Date: Thu. April 27th, 2017, 4:00 pm-5:00 pm
Location: Rockefeller 301

Planets Around Nearby Stars

Modern science began with Copernicus speculating that the Earth is a
planet and that all the planets orbit the Sun.  Bruno followed up by
speculating that the Sun is a star, that other stars have planets, and
other planets are inhabited by life.  For this and other heresies,
Bruno was burned at the stake in a public square in Rome in 1600.
Astronomy and extrasolar planets were a really hot field at the time.

Over the past 20 years more than a thousand extrasolar planets have
been found, first from ground-based precision Doppler and photometric
transit surveys, and more recently by the Kepler space mission.  We
have concentrated on building precise Doppler systems to survey the
nearest stars.  Our systems at Lick, Keck, AAT, and Magellan have
found hundreds of planets, including 5 of the first six planets, the
first saturn-mass planet, the first neptune-mass planet, the first
terrestrial mass planet, and the first multiple planet system.
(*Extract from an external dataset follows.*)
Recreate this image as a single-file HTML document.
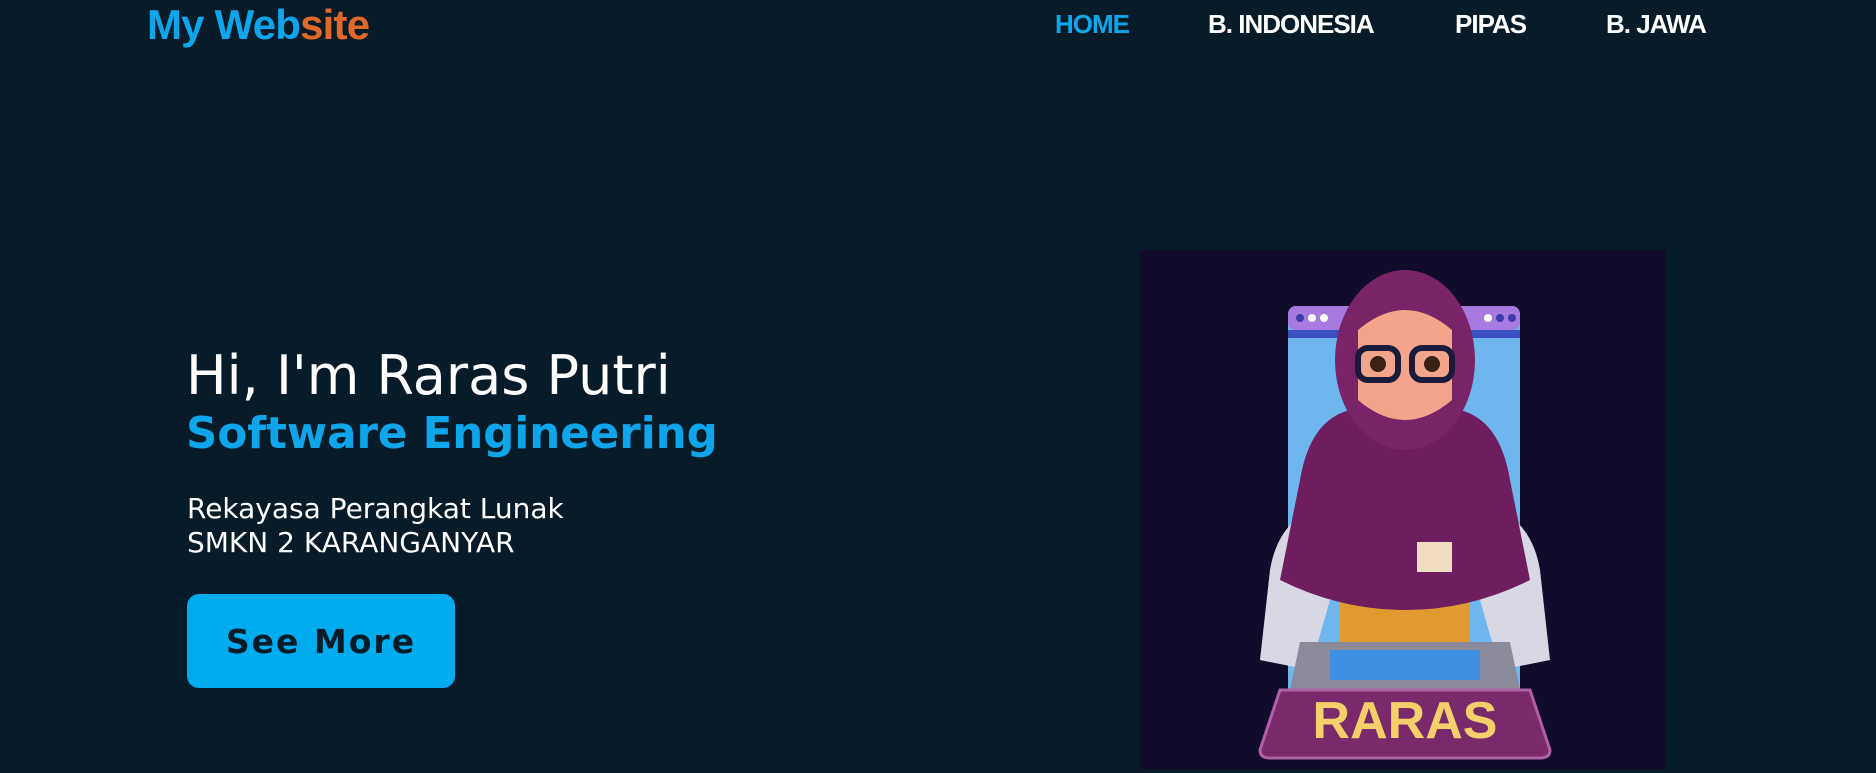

In August we announced the discovery of a potentially habitable around
the nearest star, Proxima Centauri, based on archival data from the
ESO HARPS and UVES spectrometers reanalyzed with improved packages
that we have written, and with a dedicated 2 month campaign of high
cadence observing on HARPS.  This discovery highlights the latest
statistical evidence from Kepler and ground-based Doppler surveys that
~30% of stars have potentially habitable planets.